_OBJECTIVE_
Transcribe the material verbatim in full; the pictures do not belong in the copy.

───

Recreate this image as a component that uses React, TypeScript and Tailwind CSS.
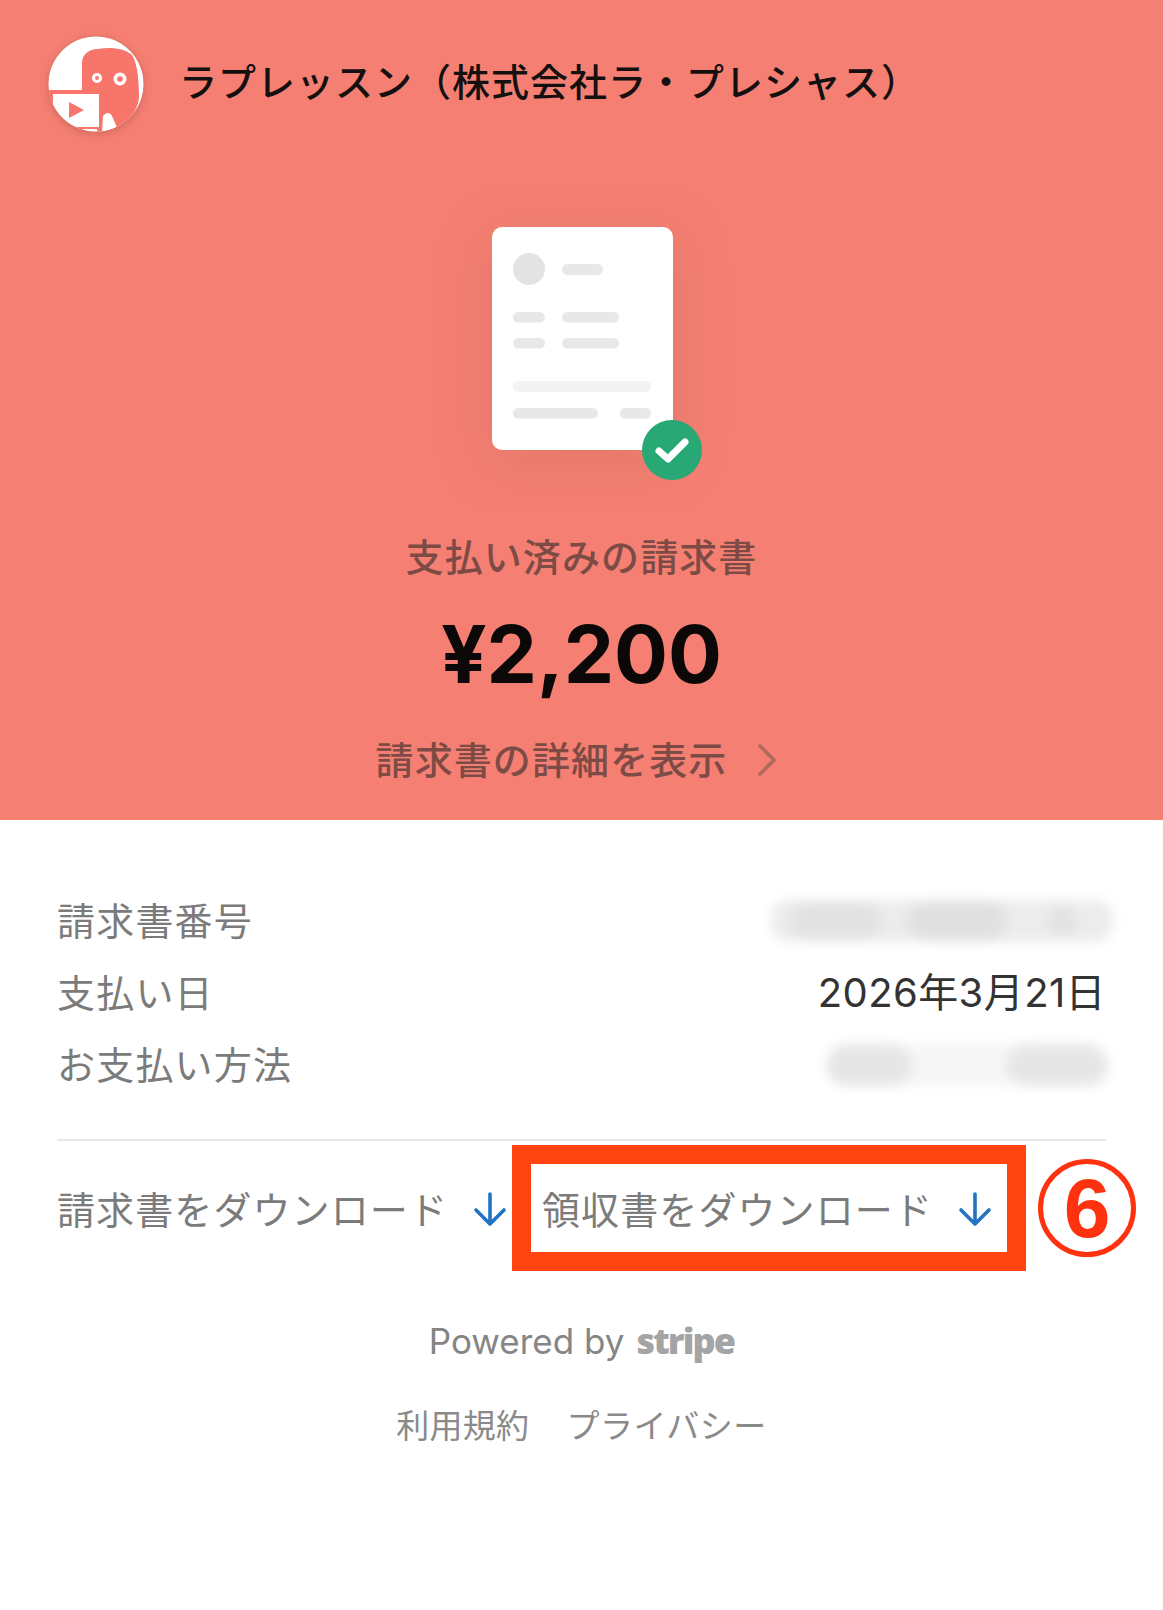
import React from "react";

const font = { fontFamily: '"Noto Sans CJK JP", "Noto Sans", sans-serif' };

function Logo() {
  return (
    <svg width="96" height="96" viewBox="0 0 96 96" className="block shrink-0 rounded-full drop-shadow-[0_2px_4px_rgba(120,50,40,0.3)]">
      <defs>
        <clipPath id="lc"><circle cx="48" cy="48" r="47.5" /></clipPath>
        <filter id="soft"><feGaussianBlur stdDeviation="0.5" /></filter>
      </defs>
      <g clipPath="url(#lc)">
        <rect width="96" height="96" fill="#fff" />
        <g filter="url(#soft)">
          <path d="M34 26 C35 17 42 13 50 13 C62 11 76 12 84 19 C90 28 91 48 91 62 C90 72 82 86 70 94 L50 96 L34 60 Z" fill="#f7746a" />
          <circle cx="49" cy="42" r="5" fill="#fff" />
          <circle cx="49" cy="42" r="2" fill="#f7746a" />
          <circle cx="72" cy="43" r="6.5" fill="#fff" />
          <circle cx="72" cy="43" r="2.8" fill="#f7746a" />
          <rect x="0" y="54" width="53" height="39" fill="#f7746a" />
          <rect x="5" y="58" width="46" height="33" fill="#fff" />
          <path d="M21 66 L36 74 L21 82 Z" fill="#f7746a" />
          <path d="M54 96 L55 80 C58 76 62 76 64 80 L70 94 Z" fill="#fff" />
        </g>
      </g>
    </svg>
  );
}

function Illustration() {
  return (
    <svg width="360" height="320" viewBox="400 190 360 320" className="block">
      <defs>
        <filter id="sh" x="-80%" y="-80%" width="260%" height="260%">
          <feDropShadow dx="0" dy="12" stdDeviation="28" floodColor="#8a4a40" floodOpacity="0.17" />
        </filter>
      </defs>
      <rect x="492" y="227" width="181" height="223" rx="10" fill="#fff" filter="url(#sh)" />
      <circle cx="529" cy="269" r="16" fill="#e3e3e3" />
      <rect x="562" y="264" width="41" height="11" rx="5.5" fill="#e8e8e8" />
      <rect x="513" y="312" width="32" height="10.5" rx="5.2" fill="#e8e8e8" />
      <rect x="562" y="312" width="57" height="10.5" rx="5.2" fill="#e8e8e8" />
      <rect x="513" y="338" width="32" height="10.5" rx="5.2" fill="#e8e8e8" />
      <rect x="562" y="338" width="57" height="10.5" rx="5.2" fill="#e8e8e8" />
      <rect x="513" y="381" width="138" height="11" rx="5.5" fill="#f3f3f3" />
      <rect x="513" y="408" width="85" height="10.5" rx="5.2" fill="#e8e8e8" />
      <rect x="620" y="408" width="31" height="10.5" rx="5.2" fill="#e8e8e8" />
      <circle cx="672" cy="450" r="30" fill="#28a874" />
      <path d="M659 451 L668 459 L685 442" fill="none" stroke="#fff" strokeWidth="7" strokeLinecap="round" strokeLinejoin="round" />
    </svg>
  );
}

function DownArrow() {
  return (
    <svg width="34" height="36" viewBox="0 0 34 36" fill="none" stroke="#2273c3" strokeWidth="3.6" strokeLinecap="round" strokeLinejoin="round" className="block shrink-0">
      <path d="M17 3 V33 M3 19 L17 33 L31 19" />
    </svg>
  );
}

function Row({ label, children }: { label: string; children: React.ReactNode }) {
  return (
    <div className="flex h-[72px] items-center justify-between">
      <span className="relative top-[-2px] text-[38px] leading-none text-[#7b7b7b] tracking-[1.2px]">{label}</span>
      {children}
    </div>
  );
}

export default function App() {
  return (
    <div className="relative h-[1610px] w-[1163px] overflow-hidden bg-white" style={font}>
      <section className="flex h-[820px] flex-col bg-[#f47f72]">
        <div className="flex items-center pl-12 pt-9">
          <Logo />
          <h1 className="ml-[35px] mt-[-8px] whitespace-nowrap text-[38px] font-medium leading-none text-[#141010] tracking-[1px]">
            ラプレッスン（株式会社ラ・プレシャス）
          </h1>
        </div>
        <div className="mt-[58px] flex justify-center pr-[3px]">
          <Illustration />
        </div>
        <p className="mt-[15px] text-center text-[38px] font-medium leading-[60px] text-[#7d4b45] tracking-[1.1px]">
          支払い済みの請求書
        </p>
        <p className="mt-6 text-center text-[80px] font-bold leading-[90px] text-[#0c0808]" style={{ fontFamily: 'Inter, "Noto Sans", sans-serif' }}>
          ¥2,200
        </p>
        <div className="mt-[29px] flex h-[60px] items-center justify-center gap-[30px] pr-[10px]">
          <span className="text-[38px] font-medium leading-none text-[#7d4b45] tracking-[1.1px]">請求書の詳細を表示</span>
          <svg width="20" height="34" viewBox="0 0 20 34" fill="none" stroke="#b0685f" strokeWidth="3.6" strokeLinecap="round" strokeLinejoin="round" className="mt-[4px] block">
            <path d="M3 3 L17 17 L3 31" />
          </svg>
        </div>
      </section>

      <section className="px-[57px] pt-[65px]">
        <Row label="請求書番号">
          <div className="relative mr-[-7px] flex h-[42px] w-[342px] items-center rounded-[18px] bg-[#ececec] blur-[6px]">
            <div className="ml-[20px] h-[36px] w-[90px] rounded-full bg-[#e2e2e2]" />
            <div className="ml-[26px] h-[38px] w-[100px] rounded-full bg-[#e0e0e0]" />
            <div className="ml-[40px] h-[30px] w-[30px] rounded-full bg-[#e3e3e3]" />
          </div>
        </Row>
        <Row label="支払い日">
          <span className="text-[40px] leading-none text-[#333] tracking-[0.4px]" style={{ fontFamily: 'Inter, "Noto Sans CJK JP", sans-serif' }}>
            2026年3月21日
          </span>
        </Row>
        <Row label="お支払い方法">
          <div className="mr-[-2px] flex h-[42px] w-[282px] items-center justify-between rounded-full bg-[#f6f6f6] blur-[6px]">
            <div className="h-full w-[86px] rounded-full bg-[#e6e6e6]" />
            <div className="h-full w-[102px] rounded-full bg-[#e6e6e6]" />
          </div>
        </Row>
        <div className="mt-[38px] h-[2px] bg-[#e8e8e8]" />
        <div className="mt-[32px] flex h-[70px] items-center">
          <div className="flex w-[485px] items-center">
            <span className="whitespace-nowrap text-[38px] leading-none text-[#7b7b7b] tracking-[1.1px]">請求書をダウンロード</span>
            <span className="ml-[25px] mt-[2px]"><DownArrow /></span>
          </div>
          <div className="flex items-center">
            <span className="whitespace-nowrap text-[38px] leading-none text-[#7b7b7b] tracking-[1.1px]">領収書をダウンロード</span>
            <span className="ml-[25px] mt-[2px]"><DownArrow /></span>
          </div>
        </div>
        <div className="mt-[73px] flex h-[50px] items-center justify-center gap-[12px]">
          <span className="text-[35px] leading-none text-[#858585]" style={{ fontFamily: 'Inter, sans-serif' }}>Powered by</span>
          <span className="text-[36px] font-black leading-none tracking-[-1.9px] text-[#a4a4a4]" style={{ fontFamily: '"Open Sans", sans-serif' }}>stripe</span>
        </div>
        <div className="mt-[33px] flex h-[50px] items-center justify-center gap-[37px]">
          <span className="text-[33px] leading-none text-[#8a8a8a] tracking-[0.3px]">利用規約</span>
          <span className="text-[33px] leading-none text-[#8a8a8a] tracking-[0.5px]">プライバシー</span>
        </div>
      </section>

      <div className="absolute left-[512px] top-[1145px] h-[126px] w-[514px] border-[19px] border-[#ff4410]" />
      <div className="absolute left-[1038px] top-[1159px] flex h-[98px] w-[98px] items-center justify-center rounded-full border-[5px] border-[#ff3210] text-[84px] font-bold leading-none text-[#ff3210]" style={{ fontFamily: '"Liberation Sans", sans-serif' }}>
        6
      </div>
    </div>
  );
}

───

_EXERCISE ANSWER_
Recreate this image as a component that uses React, TypeScript and Tailwind CSS.
import React from "react";

const font = { fontFamily: '"Noto Sans CJK JP", "Noto Sans", sans-serif' };

function Logo() {
  return (
    <svg width="96" height="96" viewBox="0 0 96 96" className="block shrink-0 rounded-full drop-shadow-[0_2px_4px_rgba(120,50,40,0.3)]">
      <defs>
        <clipPath id="lc"><circle cx="48" cy="48" r="47.5" /></clipPath>
        <filter id="soft"><feGaussianBlur stdDeviation="0.5" /></filter>
      </defs>
      <g clipPath="url(#lc)">
        <rect width="96" height="96" fill="#fff" />
        <g filter="url(#soft)">
          <path d="M34 26 C35 17 42 13 50 13 C62 11 76 12 84 19 C90 28 91 48 91 62 C90 72 82 86 70 94 L50 96 L34 60 Z" fill="#f7746a" />
          <circle cx="49" cy="42" r="5" fill="#fff" />
          <circle cx="49" cy="42" r="2" fill="#f7746a" />
          <circle cx="72" cy="43" r="6.5" fill="#fff" />
          <circle cx="72" cy="43" r="2.8" fill="#f7746a" />
          <rect x="0" y="54" width="53" height="39" fill="#f7746a" />
          <rect x="5" y="58" width="46" height="33" fill="#fff" />
          <path d="M21 66 L36 74 L21 82 Z" fill="#f7746a" />
          <path d="M54 96 L55 80 C58 76 62 76 64 80 L70 94 Z" fill="#fff" />
        </g>
      </g>
    </svg>
  );
}

function Illustration() {
  return (
    <svg width="360" height="320" viewBox="400 190 360 320" className="block">
      <defs>
        <filter id="sh" x="-80%" y="-80%" width="260%" height="260%">
          <feDropShadow dx="0" dy="12" stdDeviation="28" floodColor="#8a4a40" floodOpacity="0.17" />
        </filter>
      </defs>
      <rect x="492" y="227" width="181" height="223" rx="10" fill="#fff" filter="url(#sh)" />
      <circle cx="529" cy="269" r="16" fill="#e3e3e3" />
      <rect x="562" y="264" width="41" height="11" rx="5.5" fill="#e8e8e8" />
      <rect x="513" y="312" width="32" height="10.5" rx="5.2" fill="#e8e8e8" />
      <rect x="562" y="312" width="57" height="10.5" rx="5.2" fill="#e8e8e8" />
      <rect x="513" y="338" width="32" height="10.5" rx="5.2" fill="#e8e8e8" />
      <rect x="562" y="338" width="57" height="10.5" rx="5.2" fill="#e8e8e8" />
      <rect x="513" y="381" width="138" height="11" rx="5.5" fill="#f3f3f3" />
      <rect x="513" y="408" width="85" height="10.5" rx="5.2" fill="#e8e8e8" />
      <rect x="620" y="408" width="31" height="10.5" rx="5.2" fill="#e8e8e8" />
      <circle cx="672" cy="450" r="30" fill="#28a874" />
      <path d="M659 451 L668 459 L685 442" fill="none" stroke="#fff" strokeWidth="7" strokeLinecap="round" strokeLinejoin="round" />
    </svg>
  );
}

function DownArrow() {
  return (
    <svg width="34" height="36" viewBox="0 0 34 36" fill="none" stroke="#2273c3" strokeWidth="3.6" strokeLinecap="round" strokeLinejoin="round" className="block shrink-0">
      <path d="M17 3 V33 M3 19 L17 33 L31 19" />
    </svg>
  );
}

function Row({ label, children }: { label: string; children: React.ReactNode }) {
  return (
    <div className="flex h-[72px] items-center justify-between">
      <span className="relative top-[-2px] text-[38px] leading-none text-[#7b7b7b] tracking-[1.2px]">{label}</span>
      {children}
    </div>
  );
}

export default function App() {
  return (
    <div className="relative h-[1610px] w-[1163px] overflow-hidden bg-white" style={font}>
      <section className="flex h-[820px] flex-col bg-[#f47f72]">
        <div className="flex items-center pl-12 pt-9">
          <Logo />
          <h1 className="ml-[35px] mt-[-8px] whitespace-nowrap text-[38px] font-medium leading-none text-[#141010] tracking-[1px]">
            ラプレッスン（株式会社ラ・プレシャス）
          </h1>
        </div>
        <div className="mt-[58px] flex justify-center pr-[3px]">
          <Illustration />
        </div>
        <p className="mt-[15px] text-center text-[38px] font-medium leading-[60px] text-[#7d4b45] tracking-[1.1px]">
          支払い済みの請求書
        </p>
        <p className="mt-6 text-center text-[80px] font-bold leading-[90px] text-[#0c0808]" style={{ fontFamily: 'Inter, "Noto Sans", sans-serif' }}>
          ¥2,200
        </p>
        <div className="mt-[29px] flex h-[60px] items-center justify-center gap-[30px] pr-[10px]">
          <span className="text-[38px] font-medium leading-none text-[#7d4b45] tracking-[1.1px]">請求書の詳細を表示</span>
          <svg width="20" height="34" viewBox="0 0 20 34" fill="none" stroke="#b0685f" strokeWidth="3.6" strokeLinecap="round" strokeLinejoin="round" className="mt-[4px] block">
            <path d="M3 3 L17 17 L3 31" />
          </svg>
        </div>
      </section>

      <section className="px-[57px] pt-[65px]">
        <Row label="請求書番号">
          <div className="relative mr-[-7px] flex h-[42px] w-[342px] items-center rounded-[18px] bg-[#ececec] blur-[6px]">
            <div className="ml-[20px] h-[36px] w-[90px] rounded-full bg-[#e2e2e2]" />
            <div className="ml-[26px] h-[38px] w-[100px] rounded-full bg-[#e0e0e0]" />
            <div className="ml-[40px] h-[30px] w-[30px] rounded-full bg-[#e3e3e3]" />
          </div>
        </Row>
        <Row label="支払い日">
          <span className="text-[40px] leading-none text-[#333] tracking-[0.4px]" style={{ fontFamily: 'Inter, "Noto Sans CJK JP", sans-serif' }}>
            2026年3月21日
          </span>
        </Row>
        <Row label="お支払い方法">
          <div className="mr-[-2px] flex h-[42px] w-[282px] items-center justify-between rounded-full bg-[#f6f6f6] blur-[6px]">
            <div className="h-full w-[86px] rounded-full bg-[#e6e6e6]" />
            <div className="h-full w-[102px] rounded-full bg-[#e6e6e6]" />
          </div>
        </Row>
        <div className="mt-[38px] h-[2px] bg-[#e8e8e8]" />
        <div className="mt-[32px] flex h-[70px] items-center">
          <div className="flex w-[485px] items-center">
            <span className="whitespace-nowrap text-[38px] leading-none text-[#7b7b7b] tracking-[1.1px]">請求書をダウンロード</span>
            <span className="ml-[25px] mt-[2px]"><DownArrow /></span>
          </div>
          <div className="flex items-center">
            <span className="whitespace-nowrap text-[38px] leading-none text-[#7b7b7b] tracking-[1.1px]">領収書をダウンロード</span>
            <span className="ml-[25px] mt-[2px]"><DownArrow /></span>
          </div>
        </div>
        <div className="mt-[73px] flex h-[50px] items-center justify-center gap-[12px]">
          <span className="text-[35px] leading-none text-[#858585]" style={{ fontFamily: 'Inter, sans-serif' }}>Powered by</span>
          <span className="text-[36px] font-black leading-none tracking-[-1.9px] text-[#a4a4a4]" style={{ fontFamily: '"Open Sans", sans-serif' }}>stripe</span>
        </div>
        <div className="mt-[33px] flex h-[50px] items-center justify-center gap-[37px]">
          <span className="text-[33px] leading-none text-[#8a8a8a] tracking-[0.3px]">利用規約</span>
          <span className="text-[33px] leading-none text-[#8a8a8a] tracking-[0.5px]">プライバシー</span>
        </div>
      </section>

      <div className="absolute left-[512px] top-[1145px] h-[126px] w-[514px] border-[19px] border-[#ff4410]" />
      <div className="absolute left-[1038px] top-[1159px] flex h-[98px] w-[98px] items-center justify-center rounded-full border-[5px] border-[#ff3210] text-[84px] font-bold leading-none text-[#ff3210]" style={{ fontFamily: '"Liberation Sans", sans-serif' }}>
        6
      </div>
    </div>
  );
}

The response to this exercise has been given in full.